● Objective
Without the images, write out the whole listing exactly.

● Source data
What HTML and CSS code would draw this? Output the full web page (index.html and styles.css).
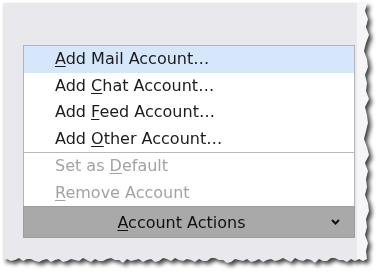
FILE: index.html
```html
<!DOCTYPE html>
<html>
<head>
<meta charset="utf-8">
<link rel="stylesheet" href="styles.css">
</head>
<body>
<div class="shadow">
  <div class="shot">
    <div class="main">
      <div class="menu">
        <div class="item active"><u>A</u>dd Mail Account…</div>
        <div class="item">Add <u>C</u>hat Account…</div>
        <div class="item">Add <u>F</u>eed Account…</div>
        <div class="item">Add <u>O</u>ther Account…</div>
        <div class="sep"></div>
        <div class="item disabled">Set as <u>D</u>efault</div>
        <div class="item disabled"><u>R</u>emove Account</div>
        <div class="button">
          <span class="label"><u>A</u>ccount Actions</span>
          <svg class="chev" width="9" height="6" viewBox="0 0 9 6"><polyline points="1,1 4.5,4.5 8,1" fill="none" stroke="#111" stroke-width="2"/></svg>
        </div>
      </div>
    </div>
    <div class="strip"></div>
  </div>
</div>
</body>
</html>
```
FILE: styles.css
```css
html, body {
  margin: 0;
  padding: 0;
  background: #ffffff;
}
body {
  width: 383px;
  height: 277px;
  overflow: hidden;
  font-family: "DejaVu Sans", sans-serif;
}
.shadow {
  margin: 3px 0 0 3px;
  width: 366px;
  height: 260px;
  filter: drop-shadow(3px 3px 2px rgba(0,0,0,0.75));
}
.shot {
  width: 366px;
  height: 260px;
  display: flex;
  box-shadow: inset 2px 2px 3px rgba(255,255,255,0.9);
  clip-path: polygon(0 0, 364px 0, 362px 8px, 365px 16px, 363px 24px, 366px 32px, 363px 40px, 361px 48px, 364px 56px, 365px 64px, 362px 72px, 364px 80px, 363px 88px, 366px 96px, 362px 104px, 364px 112px, 365px 120px, 363px 128px, 361px 136px, 364px 144px, 366px 152px, 362px 160px, 365px 168px, 363px 176px, 364px 184px, 362px 192px, 365px 200px, 366px 208px, 363px 216px, 364px 224px, 362px 232px, 365px 240px, 363px 248px, 364px 256px, 360px 258px, 356px 256px, 352px 258px, 348px 256px, 344px 259px, 340px 257px, 336px 257px, 332px 255px, 328px 255px, 324px 258px, 320px 258px, 316px 256px, 312px 260px, 308px 257px, 304px 256px, 300px 258px, 296px 257px, 292px 255px, 288px 259px, 284px 257px, 280px 255px, 276px 257px, 272px 258px, 268px 256px, 264px 257px, 260px 259px, 256px 256px, 252px 258px, 248px 259px, 244px 256px, 240px 258px, 236px 257px, 232px 256px, 228px 259px, 224px 260px, 220px 257px, 216px 257px, 212px 255px, 208px 255px, 204px 258px, 200px 258px, 196px 256px, 192px 259px, 188px 257px, 184px 256px, 180px 258px, 176px 257px, 172px 255px, 168px 258px, 164px 256px, 160px 255px, 156px 258px, 152px 259px, 148px 256px, 144px 257px, 140px 259px, 136px 256px, 132px 257px, 128px 258px, 124px 256px, 120px 260px, 116px 257px, 112px 257px, 108px 255px, 104px 256px, 100px 258px, 96px 258px, 92px 256px, 88px 259px, 84px 257px, 80px 255px, 76px 258px, 72px 257px, 68px 256px, 64px 258px, 60px 259px, 56px 256px, 52px 257px, 48px 259px, 44px 256px, 40px 257px, 36px 259px, 32px 258px, 28px 256px, 24px 256px, 20px 258px, 16px 255px, 12px 257px, 8px 258px, 4px 256px, 0 257px);
}
.main {
  width: 354px;
  background: #e9e9ed;
  padding: 42px 0 0 20px;
  box-sizing: border-box;
}
.strip {
  flex: 1;
  background: #f6f6f8;
}
.menu {
  width: 332px;
  background: #ffffff;
  border: 1px solid #b4b4b8;
  border-bottom: none;
  box-sizing: border-box;
}
.item {
  height: 26.5px;
  line-height: 26.5px;
  padding-left: 31px;
  font-size: 16px;
  color: #1b1b1b;
  white-space: nowrap;
}
.item u, .label u {
  text-underline-offset: 2px;
}
.item.active {
  background: #d6e7fb;
}
.item.disabled {
  color: #a3a3a3;
}
.sep {
  height: 1px;
  background: #b8b8bc;
}
.button {
  margin: 0 -1px;
  height: 32px;
  background: #a9a9a9;
  border: 1px solid #9c9c9c;
  box-sizing: border-box;
  display: flex;
  align-items: center;
  font-size: 16px;
  color: #111;
  padding-right: 14px;
}
.label {
  flex: 1;
  text-align: center;
  padding-left: 8px;
}
.chev {
  display: block;
}
```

● Final answer
What HTML and CSS code would draw this? Output the full web page (index.html and styles.css).
FILE: index.html
```html
<!DOCTYPE html>
<html>
<head>
<meta charset="utf-8">
<link rel="stylesheet" href="styles.css">
</head>
<body>
<div class="shadow">
  <div class="shot">
    <div class="main">
      <div class="menu">
        <div class="item active"><u>A</u>dd Mail Account…</div>
        <div class="item">Add <u>C</u>hat Account…</div>
        <div class="item">Add <u>F</u>eed Account…</div>
        <div class="item">Add <u>O</u>ther Account…</div>
        <div class="sep"></div>
        <div class="item disabled">Set as <u>D</u>efault</div>
        <div class="item disabled"><u>R</u>emove Account</div>
        <div class="button">
          <span class="label"><u>A</u>ccount Actions</span>
          <svg class="chev" width="9" height="6" viewBox="0 0 9 6"><polyline points="1,1 4.5,4.5 8,1" fill="none" stroke="#111" stroke-width="2"/></svg>
        </div>
      </div>
    </div>
    <div class="strip"></div>
  </div>
</div>
</body>
</html>
```
FILE: styles.css
```css
html, body {
  margin: 0;
  padding: 0;
  background: #ffffff;
}
body {
  width: 383px;
  height: 277px;
  overflow: hidden;
  font-family: "DejaVu Sans", sans-serif;
}
.shadow {
  margin: 3px 0 0 3px;
  width: 366px;
  height: 260px;
  filter: drop-shadow(3px 3px 2px rgba(0,0,0,0.75));
}
.shot {
  width: 366px;
  height: 260px;
  display: flex;
  box-shadow: inset 2px 2px 3px rgba(255,255,255,0.9);
  clip-path: polygon(0 0, 364px 0, 362px 8px, 365px 16px, 363px 24px, 366px 32px, 363px 40px, 361px 48px, 364px 56px, 365px 64px, 362px 72px, 364px 80px, 363px 88px, 366px 96px, 362px 104px, 364px 112px, 365px 120px, 363px 128px, 361px 136px, 364px 144px, 366px 152px, 362px 160px, 365px 168px, 363px 176px, 364px 184px, 362px 192px, 365px 200px, 366px 208px, 363px 216px, 364px 224px, 362px 232px, 365px 240px, 363px 248px, 364px 256px, 360px 258px, 356px 256px, 352px 258px, 348px 256px, 344px 259px, 340px 257px, 336px 257px, 332px 255px, 328px 255px, 324px 258px, 320px 258px, 316px 256px, 312px 260px, 308px 257px, 304px 256px, 300px 258px, 296px 257px, 292px 255px, 288px 259px, 284px 257px, 280px 255px, 276px 257px, 272px 258px, 268px 256px, 264px 257px, 260px 259px, 256px 256px, 252px 258px, 248px 259px, 244px 256px, 240px 258px, 236px 257px, 232px 256px, 228px 259px, 224px 260px, 220px 257px, 216px 257px, 212px 255px, 208px 255px, 204px 258px, 200px 258px, 196px 256px, 192px 259px, 188px 257px, 184px 256px, 180px 258px, 176px 257px, 172px 255px, 168px 258px, 164px 256px, 160px 255px, 156px 258px, 152px 259px, 148px 256px, 144px 257px, 140px 259px, 136px 256px, 132px 257px, 128px 258px, 124px 256px, 120px 260px, 116px 257px, 112px 257px, 108px 255px, 104px 256px, 100px 258px, 96px 258px, 92px 256px, 88px 259px, 84px 257px, 80px 255px, 76px 258px, 72px 257px, 68px 256px, 64px 258px, 60px 259px, 56px 256px, 52px 257px, 48px 259px, 44px 256px, 40px 257px, 36px 259px, 32px 258px, 28px 256px, 24px 256px, 20px 258px, 16px 255px, 12px 257px, 8px 258px, 4px 256px, 0 257px);
}
.main {
  width: 354px;
  background: #e9e9ed;
  padding: 42px 0 0 20px;
  box-sizing: border-box;
}
.strip {
  flex: 1;
  background: #f6f6f8;
}
.menu {
  width: 332px;
  background: #ffffff;
  border: 1px solid #b4b4b8;
  border-bottom: none;
  box-sizing: border-box;
}
.item {
  height: 26.5px;
  line-height: 26.5px;
  padding-left: 31px;
  font-size: 16px;
  color: #1b1b1b;
  white-space: nowrap;
}
.item u, .label u {
  text-underline-offset: 2px;
}
.item.active {
  background: #d6e7fb;
}
.item.disabled {
  color: #a3a3a3;
}
.sep {
  height: 1px;
  background: #b8b8bc;
}
.button {
  margin: 0 -1px;
  height: 32px;
  background: #a9a9a9;
  border: 1px solid #9c9c9c;
  box-sizing: border-box;
  display: flex;
  align-items: center;
  font-size: 16px;
  color: #111;
  padding-right: 14px;
}
.label {
  flex: 1;
  text-align: center;
  padding-left: 8px;
}
.chev {
  display: block;
}
```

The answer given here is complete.